Sir Oliver Letwin ended his speech with a story about an earlier occasion when Britain appeared to be heading for a cliff edge. The Governor of the Bank of England warned that in his view the lenders were about to “go on strike and we would have a meltdown”.
That was just after the general election of 2010, in which no party gained a majority. Letwin later discovered that “the cleverest people in the civil service” had examined whether, if this happened, it would be possible to form a coalition government, and had concluded it would be “absolutely impossible – it could not be done”.
Yet the politicians held talks, and within five days there was a coalition government. What brilliant administrators regarded as a logical impossibility was actually quite straightforward for politicians who accepted the need for compromise.
And he thinks that although the Government should have set out two years ago to discover what form of Brexit could command a majority in the Commons, it is not too late to do so in the next few days, for politicians understand how to accommodate the essential arguments of the other side.
Letwin insisted, as he spoke for his amendment, that he is not proposing “some kind of massive constitutional revolution”. He pointed out that the standing order under which the Government determines Commons business only dates from 1906, so is “not part of our ancient constitution”, and is in any case not applied on Fridays, when Private Members’ Bills are debated.
So Letwin is not, as he put it, a revolutionary. He is actually something much more alarming: an optimist. He believes that with good will and energy, the Brexit problem is soluble.
And he will go on voting for Theresa May’s deal, whether it comes back three times, four times or to infinity, because “I think it’s OK”.
David Lidington, on the front bench, who had opened for the Government, gave a broad smile. Geoffrey Cox, the Attorney General, nodded emphatically. Neither of them looked as if they regarded Letwin as a dangerous revolutionary. They reckoned they could do business with him.
Kenneth Clarke intervened to warn of the danger that in the indicative votes proposed under the Letwin amendment “we won’t produce a majority for anything”, and said “the single transferable vote is the best way of steering people to one conclusion”.

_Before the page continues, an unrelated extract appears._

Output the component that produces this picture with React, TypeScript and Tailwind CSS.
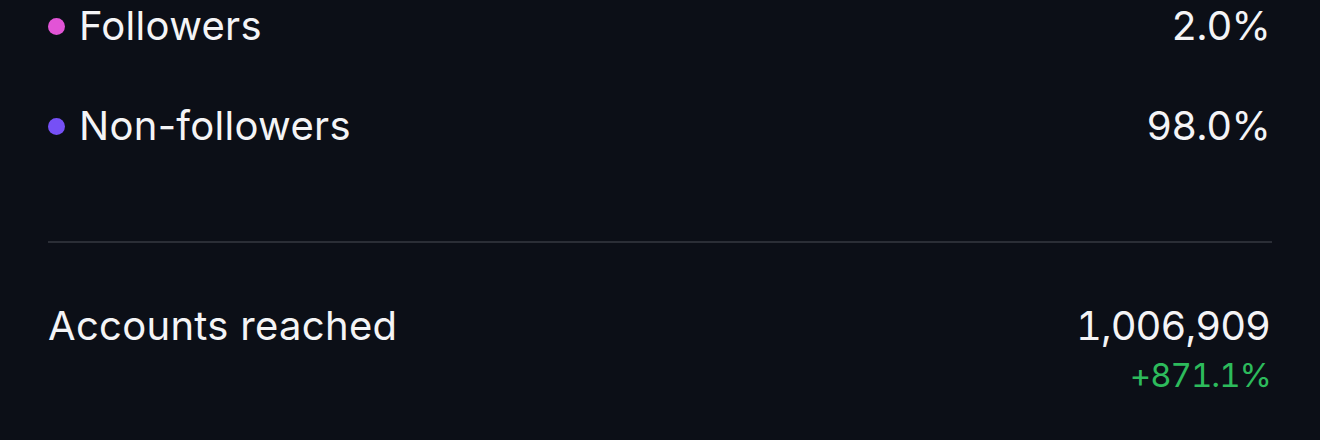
import React from "react";

export default function App() {
  const font = { fontFamily: "Inter, 'Noto Sans', sans-serif" };
  return (
    <div
      className="w-[1320px] h-[440px] bg-[#0c0f17] text-[#f4f4f6] overflow-hidden"
      style={font}
    >
      <div className="pl-[48px] pr-[50px] pt-[2px]">
        <div className="flex flex-col gap-[52px]">
          <div className="flex items-center justify-between h-[48px]">
            <div className="flex items-center">
              <span className="w-[17px] h-[17px] rounded-full bg-[#e254d6] mr-[14px]" />
              <span className="text-[40px] leading-[48px] tracking-[0.3px]">Followers</span>
            </div>
            <span className="text-[40px] leading-[48px] tabular-nums tracking-[-0.8px]">2.0%</span>
          </div>
          <div className="flex items-center justify-between h-[48px]">
            <div className="flex items-center">
              <span className="w-[17px] h-[17px] rounded-full bg-[#7650f6] mr-[14px]" />
              <span className="text-[40px] leading-[48px] tracking-[0.3px]">Non-followers</span>
            </div>
            <span className="text-[40px] leading-[48px] tabular-nums tracking-[-0.8px]">98.0%</span>
          </div>
        </div>
        <div className="mt-[91px] h-[2px] bg-[#2b2e36] mr-[-2px]" />
        <div className="mt-[59px] flex justify-between">
          <span className="text-[40px] leading-[48px] tracking-[0.3px]">Accounts reached</span>
          <div className="flex flex-col items-end">
            <span className="text-[40px] leading-[48px] tabular-nums tracking-[-1px]">1,006,909</span>
            <span className="text-[33px] leading-[40px] mt-[5px] text-[#2dbb5c] tabular-nums tracking-[-1px] mr-[-1px]">+871.1%</span>
          </div>
        </div>
      </div>
    </div>
  );
}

Letwin reckoned it was important to vote on all the different options which command the support of a substantial body of MPs at the same time, in order to eliminate attempts to game the system.
While Letwin spoke, a spirit of perfect harmony reigned across the Chamber, with Yvette Cooper, Helen Goodman and other Labour members intervening to make constructive points.
And the same spirit of harmony prevailed earlier, at least for most of the time, as Lidington made his opening speech. Only Sir William Cash, and on the Labour benches Kate Hoey, grew exercised about “the lawful authority”, as Cash put it, for the statutory instrument which will change the date on which the country leaves the EU, in order to bring British law into line with European law.
The Speaker, John Bercow, ruled that “EU law trumps UK national law”, a point of which everyone is aware, though he refused to rule off the top of his head on more arcane matters.
But here, one felt, was a glimpse of what the whole argument is actually about. Why should EU law trump UK law? And when will this stop being the case?